▶ WRITTEN REQUEST: Omit images. Retype all entries verbatim.

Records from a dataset
###

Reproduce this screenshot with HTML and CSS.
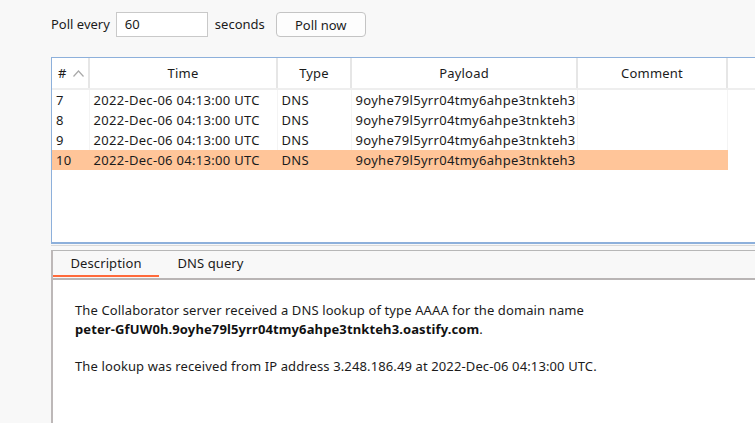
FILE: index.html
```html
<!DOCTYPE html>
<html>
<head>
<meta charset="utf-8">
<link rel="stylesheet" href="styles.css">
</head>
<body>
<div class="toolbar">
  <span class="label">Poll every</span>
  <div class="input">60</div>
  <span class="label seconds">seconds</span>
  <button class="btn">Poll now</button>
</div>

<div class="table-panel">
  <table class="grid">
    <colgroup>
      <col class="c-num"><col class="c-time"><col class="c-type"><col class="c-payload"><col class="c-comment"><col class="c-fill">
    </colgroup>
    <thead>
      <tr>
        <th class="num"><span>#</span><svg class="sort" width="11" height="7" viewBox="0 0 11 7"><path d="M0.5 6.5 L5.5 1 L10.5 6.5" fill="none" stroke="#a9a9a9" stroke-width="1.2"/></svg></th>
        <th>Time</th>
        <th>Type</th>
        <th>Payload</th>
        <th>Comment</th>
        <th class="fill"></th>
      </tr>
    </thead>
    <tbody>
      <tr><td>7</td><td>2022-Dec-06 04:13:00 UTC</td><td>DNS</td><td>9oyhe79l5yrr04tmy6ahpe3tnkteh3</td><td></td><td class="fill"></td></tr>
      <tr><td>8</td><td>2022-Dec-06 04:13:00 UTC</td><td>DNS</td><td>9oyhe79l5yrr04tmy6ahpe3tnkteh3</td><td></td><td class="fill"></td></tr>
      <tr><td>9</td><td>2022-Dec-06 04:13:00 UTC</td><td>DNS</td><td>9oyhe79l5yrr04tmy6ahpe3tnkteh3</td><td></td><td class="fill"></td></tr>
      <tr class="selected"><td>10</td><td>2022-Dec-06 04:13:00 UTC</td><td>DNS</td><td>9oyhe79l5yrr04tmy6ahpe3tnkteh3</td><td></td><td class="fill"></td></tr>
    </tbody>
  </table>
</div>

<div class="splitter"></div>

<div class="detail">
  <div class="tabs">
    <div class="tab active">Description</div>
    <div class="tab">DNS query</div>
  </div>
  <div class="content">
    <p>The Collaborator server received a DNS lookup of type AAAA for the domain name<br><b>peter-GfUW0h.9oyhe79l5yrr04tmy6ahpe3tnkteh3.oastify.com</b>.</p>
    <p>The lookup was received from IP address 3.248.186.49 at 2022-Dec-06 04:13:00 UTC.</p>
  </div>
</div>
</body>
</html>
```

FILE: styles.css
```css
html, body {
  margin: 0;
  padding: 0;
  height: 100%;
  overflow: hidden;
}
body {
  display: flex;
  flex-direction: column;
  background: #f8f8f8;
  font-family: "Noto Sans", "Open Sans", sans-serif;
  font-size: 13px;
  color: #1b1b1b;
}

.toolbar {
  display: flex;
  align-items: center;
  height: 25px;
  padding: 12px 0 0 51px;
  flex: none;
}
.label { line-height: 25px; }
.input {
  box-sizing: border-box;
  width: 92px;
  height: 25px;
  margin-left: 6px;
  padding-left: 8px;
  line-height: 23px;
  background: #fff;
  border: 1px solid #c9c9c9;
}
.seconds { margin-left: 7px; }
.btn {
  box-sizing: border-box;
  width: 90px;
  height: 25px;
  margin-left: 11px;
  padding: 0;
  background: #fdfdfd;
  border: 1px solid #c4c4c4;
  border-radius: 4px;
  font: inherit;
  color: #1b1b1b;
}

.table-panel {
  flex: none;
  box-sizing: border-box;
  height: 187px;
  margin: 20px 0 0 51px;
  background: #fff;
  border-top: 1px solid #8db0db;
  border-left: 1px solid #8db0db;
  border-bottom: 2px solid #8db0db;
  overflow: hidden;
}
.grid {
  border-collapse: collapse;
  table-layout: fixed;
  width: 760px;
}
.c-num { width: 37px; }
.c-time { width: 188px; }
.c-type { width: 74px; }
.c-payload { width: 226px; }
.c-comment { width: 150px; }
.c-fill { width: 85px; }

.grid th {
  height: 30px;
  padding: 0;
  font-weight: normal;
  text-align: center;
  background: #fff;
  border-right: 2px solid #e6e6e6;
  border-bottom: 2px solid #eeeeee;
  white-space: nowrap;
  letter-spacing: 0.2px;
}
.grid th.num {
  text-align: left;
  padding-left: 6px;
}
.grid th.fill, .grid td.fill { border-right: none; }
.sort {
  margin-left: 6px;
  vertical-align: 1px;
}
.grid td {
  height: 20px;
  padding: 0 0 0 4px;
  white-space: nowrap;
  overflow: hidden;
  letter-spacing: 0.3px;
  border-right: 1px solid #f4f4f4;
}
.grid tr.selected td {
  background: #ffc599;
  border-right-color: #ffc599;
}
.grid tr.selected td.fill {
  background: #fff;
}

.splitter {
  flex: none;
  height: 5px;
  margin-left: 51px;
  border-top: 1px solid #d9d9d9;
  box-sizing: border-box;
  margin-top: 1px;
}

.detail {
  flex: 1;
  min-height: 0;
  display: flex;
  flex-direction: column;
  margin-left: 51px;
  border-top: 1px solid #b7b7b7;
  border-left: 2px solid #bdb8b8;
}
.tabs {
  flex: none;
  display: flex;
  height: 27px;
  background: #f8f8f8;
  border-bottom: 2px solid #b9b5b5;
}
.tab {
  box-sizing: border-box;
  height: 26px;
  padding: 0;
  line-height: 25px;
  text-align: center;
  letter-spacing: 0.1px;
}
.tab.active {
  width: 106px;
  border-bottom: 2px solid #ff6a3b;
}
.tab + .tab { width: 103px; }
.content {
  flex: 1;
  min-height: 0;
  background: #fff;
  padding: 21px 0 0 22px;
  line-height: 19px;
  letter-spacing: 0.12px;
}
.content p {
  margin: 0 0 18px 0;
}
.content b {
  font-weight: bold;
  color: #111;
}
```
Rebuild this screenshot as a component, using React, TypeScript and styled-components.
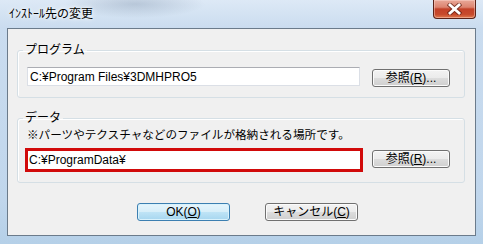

###

▶ EXPECTED ANSWER:
Reproduce this screenshot with HTML and CSS.
FILE: index.html
```html
<!DOCTYPE html>
<html>
<head>
<meta charset="utf-8">
<link rel="stylesheet" href="styles.css">
</head>
<body>
<div class="toolbar">
  <span class="label">Poll every</span>
  <div class="input">60</div>
  <span class="label seconds">seconds</span>
  <button class="btn">Poll now</button>
</div>

<div class="table-panel">
  <table class="grid">
    <colgroup>
      <col class="c-num"><col class="c-time"><col class="c-type"><col class="c-payload"><col class="c-comment"><col class="c-fill">
    </colgroup>
    <thead>
      <tr>
        <th class="num"><span>#</span><svg class="sort" width="11" height="7" viewBox="0 0 11 7"><path d="M0.5 6.5 L5.5 1 L10.5 6.5" fill="none" stroke="#a9a9a9" stroke-width="1.2"/></svg></th>
        <th>Time</th>
        <th>Type</th>
        <th>Payload</th>
        <th>Comment</th>
        <th class="fill"></th>
      </tr>
    </thead>
    <tbody>
      <tr><td>7</td><td>2022-Dec-06 04:13:00 UTC</td><td>DNS</td><td>9oyhe79l5yrr04tmy6ahpe3tnkteh3</td><td></td><td class="fill"></td></tr>
      <tr><td>8</td><td>2022-Dec-06 04:13:00 UTC</td><td>DNS</td><td>9oyhe79l5yrr04tmy6ahpe3tnkteh3</td><td></td><td class="fill"></td></tr>
      <tr><td>9</td><td>2022-Dec-06 04:13:00 UTC</td><td>DNS</td><td>9oyhe79l5yrr04tmy6ahpe3tnkteh3</td><td></td><td class="fill"></td></tr>
      <tr class="selected"><td>10</td><td>2022-Dec-06 04:13:00 UTC</td><td>DNS</td><td>9oyhe79l5yrr04tmy6ahpe3tnkteh3</td><td></td><td class="fill"></td></tr>
    </tbody>
  </table>
</div>

<div class="splitter"></div>

<div class="detail">
  <div class="tabs">
    <div class="tab active">Description</div>
    <div class="tab">DNS query</div>
  </div>
  <div class="content">
    <p>The Collaborator server received a DNS lookup of type AAAA for the domain name<br><b>peter-GfUW0h.9oyhe79l5yrr04tmy6ahpe3tnkteh3.oastify.com</b>.</p>
    <p>The lookup was received from IP address 3.248.186.49 at 2022-Dec-06 04:13:00 UTC.</p>
  </div>
</div>
</body>
</html>
```

FILE: styles.css
```css
html, body {
  margin: 0;
  padding: 0;
  height: 100%;
  overflow: hidden;
}
body {
  display: flex;
  flex-direction: column;
  background: #f8f8f8;
  font-family: "Noto Sans", "Open Sans", sans-serif;
  font-size: 13px;
  color: #1b1b1b;
}

.toolbar {
  display: flex;
  align-items: center;
  height: 25px;
  padding: 12px 0 0 51px;
  flex: none;
}
.label { line-height: 25px; }
.input {
  box-sizing: border-box;
  width: 92px;
  height: 25px;
  margin-left: 6px;
  padding-left: 8px;
  line-height: 23px;
  background: #fff;
  border: 1px solid #c9c9c9;
}
.seconds { margin-left: 7px; }
.btn {
  box-sizing: border-box;
  width: 90px;
  height: 25px;
  margin-left: 11px;
  padding: 0;
  background: #fdfdfd;
  border: 1px solid #c4c4c4;
  border-radius: 4px;
  font: inherit;
  color: #1b1b1b;
}

.table-panel {
  flex: none;
  box-sizing: border-box;
  height: 187px;
  margin: 20px 0 0 51px;
  background: #fff;
  border-top: 1px solid #8db0db;
  border-left: 1px solid #8db0db;
  border-bottom: 2px solid #8db0db;
  overflow: hidden;
}
.grid {
  border-collapse: collapse;
  table-layout: fixed;
  width: 760px;
}
.c-num { width: 37px; }
.c-time { width: 188px; }
.c-type { width: 74px; }
.c-payload { width: 226px; }
.c-comment { width: 150px; }
.c-fill { width: 85px; }

.grid th {
  height: 30px;
  padding: 0;
  font-weight: normal;
  text-align: center;
  background: #fff;
  border-right: 2px solid #e6e6e6;
  border-bottom: 2px solid #eeeeee;
  white-space: nowrap;
  letter-spacing: 0.2px;
}
.grid th.num {
  text-align: left;
  padding-left: 6px;
}
.grid th.fill, .grid td.fill { border-right: none; }
.sort {
  margin-left: 6px;
  vertical-align: 1px;
}
.grid td {
  height: 20px;
  padding: 0 0 0 4px;
  white-space: nowrap;
  overflow: hidden;
  letter-spacing: 0.3px;
  border-right: 1px solid #f4f4f4;
}
.grid tr.selected td {
  background: #ffc599;
  border-right-color: #ffc599;
}
.grid tr.selected td.fill {
  background: #fff;
}

.splitter {
  flex: none;
  height: 5px;
  margin-left: 51px;
  border-top: 1px solid #d9d9d9;
  box-sizing: border-box;
  margin-top: 1px;
}

.detail {
  flex: 1;
  min-height: 0;
  display: flex;
  flex-direction: column;
  margin-left: 51px;
  border-top: 1px solid #b7b7b7;
  border-left: 2px solid #bdb8b8;
}
.tabs {
  flex: none;
  display: flex;
  height: 27px;
  background: #f8f8f8;
  border-bottom: 2px solid #b9b5b5;
}
.tab {
  box-sizing: border-box;
  height: 26px;
  padding: 0;
  line-height: 25px;
  text-align: center;
  letter-spacing: 0.1px;
}
.tab.active {
  width: 106px;
  border-bottom: 2px solid #ff6a3b;
}
.tab + .tab { width: 103px; }
.content {
  flex: 1;
  min-height: 0;
  background: #fff;
  padding: 21px 0 0 22px;
  line-height: 19px;
  letter-spacing: 0.12px;
}
.content p {
  margin: 0 0 18px 0;
}
.content b {
  font-weight: bold;
  color: #111;
}
```
Rebuild this screenshot as a component, using React, TypeScript and styled-components.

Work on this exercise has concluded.